→ Exercise description:
Images are not part of the copy; transcribe all the data exactly.

-*-*-

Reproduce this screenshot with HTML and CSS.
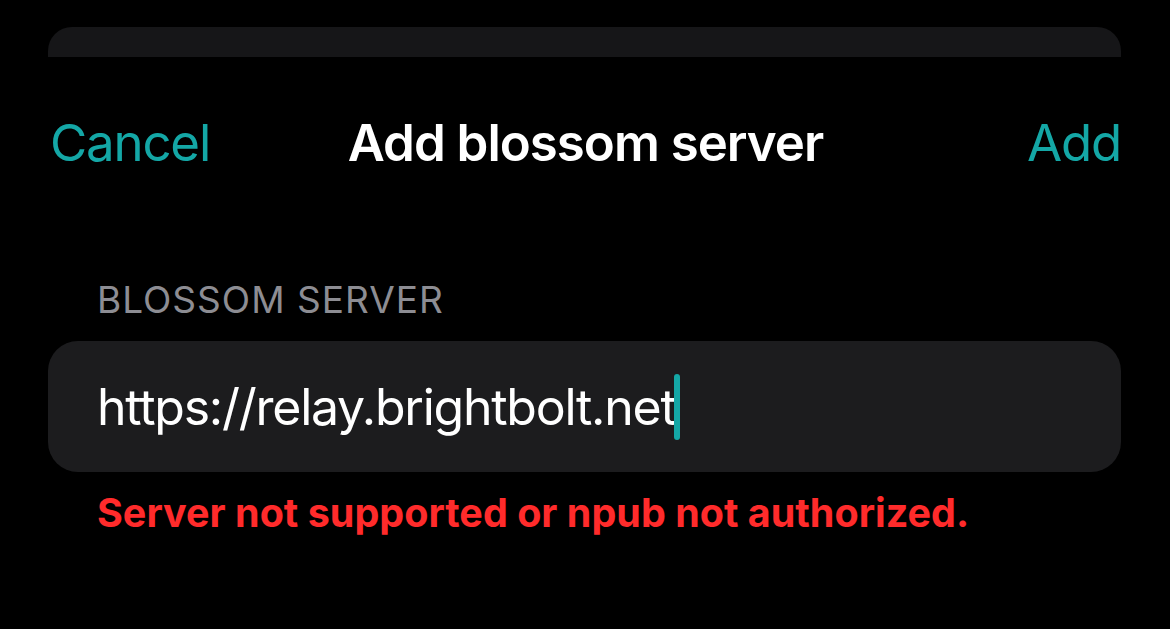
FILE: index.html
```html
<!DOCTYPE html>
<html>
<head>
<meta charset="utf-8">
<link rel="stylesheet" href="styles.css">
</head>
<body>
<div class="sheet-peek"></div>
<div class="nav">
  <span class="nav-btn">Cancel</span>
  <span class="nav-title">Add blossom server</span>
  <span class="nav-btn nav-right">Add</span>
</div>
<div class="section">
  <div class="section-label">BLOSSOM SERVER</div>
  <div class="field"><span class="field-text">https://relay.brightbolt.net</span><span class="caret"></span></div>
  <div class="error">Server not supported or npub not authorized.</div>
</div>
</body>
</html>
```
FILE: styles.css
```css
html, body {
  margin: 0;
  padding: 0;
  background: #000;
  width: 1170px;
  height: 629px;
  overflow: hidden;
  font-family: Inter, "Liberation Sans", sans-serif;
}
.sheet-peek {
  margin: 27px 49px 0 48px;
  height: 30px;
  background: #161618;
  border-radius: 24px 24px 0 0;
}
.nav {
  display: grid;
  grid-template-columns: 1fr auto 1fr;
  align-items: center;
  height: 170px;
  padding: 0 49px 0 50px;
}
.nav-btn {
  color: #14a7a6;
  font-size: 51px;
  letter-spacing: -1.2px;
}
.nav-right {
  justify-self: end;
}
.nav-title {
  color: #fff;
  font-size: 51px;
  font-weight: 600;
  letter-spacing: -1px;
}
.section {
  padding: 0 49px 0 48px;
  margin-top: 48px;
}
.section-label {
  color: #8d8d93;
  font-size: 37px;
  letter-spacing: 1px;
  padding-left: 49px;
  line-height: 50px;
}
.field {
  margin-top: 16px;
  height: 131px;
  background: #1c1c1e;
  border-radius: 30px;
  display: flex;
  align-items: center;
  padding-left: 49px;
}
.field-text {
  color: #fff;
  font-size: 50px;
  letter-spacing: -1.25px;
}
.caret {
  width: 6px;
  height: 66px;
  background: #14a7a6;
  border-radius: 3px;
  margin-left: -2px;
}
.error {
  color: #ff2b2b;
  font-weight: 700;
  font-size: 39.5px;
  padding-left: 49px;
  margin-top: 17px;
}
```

-*-*-

→ Exercise answer:
Reproduce this screenshot with HTML and CSS.
FILE: index.html
```html
<!DOCTYPE html>
<html>
<head>
<meta charset="utf-8">
<link rel="stylesheet" href="styles.css">
</head>
<body>
<div class="sheet-peek"></div>
<div class="nav">
  <span class="nav-btn">Cancel</span>
  <span class="nav-title">Add blossom server</span>
  <span class="nav-btn nav-right">Add</span>
</div>
<div class="section">
  <div class="section-label">BLOSSOM SERVER</div>
  <div class="field"><span class="field-text">https://relay.brightbolt.net</span><span class="caret"></span></div>
  <div class="error">Server not supported or npub not authorized.</div>
</div>
</body>
</html>
```
FILE: styles.css
```css
html, body {
  margin: 0;
  padding: 0;
  background: #000;
  width: 1170px;
  height: 629px;
  overflow: hidden;
  font-family: Inter, "Liberation Sans", sans-serif;
}
.sheet-peek {
  margin: 27px 49px 0 48px;
  height: 30px;
  background: #161618;
  border-radius: 24px 24px 0 0;
}
.nav {
  display: grid;
  grid-template-columns: 1fr auto 1fr;
  align-items: center;
  height: 170px;
  padding: 0 49px 0 50px;
}
.nav-btn {
  color: #14a7a6;
  font-size: 51px;
  letter-spacing: -1.2px;
}
.nav-right {
  justify-self: end;
}
.nav-title {
  color: #fff;
  font-size: 51px;
  font-weight: 600;
  letter-spacing: -1px;
}
.section {
  padding: 0 49px 0 48px;
  margin-top: 48px;
}
.section-label {
  color: #8d8d93;
  font-size: 37px;
  letter-spacing: 1px;
  padding-left: 49px;
  line-height: 50px;
}
.field {
  margin-top: 16px;
  height: 131px;
  background: #1c1c1e;
  border-radius: 30px;
  display: flex;
  align-items: center;
  padding-left: 49px;
}
.field-text {
  color: #fff;
  font-size: 50px;
  letter-spacing: -1.25px;
}
.caret {
  width: 6px;
  height: 66px;
  background: #14a7a6;
  border-radius: 3px;
  margin-left: -2px;
}
.error {
  color: #ff2b2b;
  font-weight: 700;
  font-size: 39.5px;
  padding-left: 49px;
  margin-top: 17px;
}
```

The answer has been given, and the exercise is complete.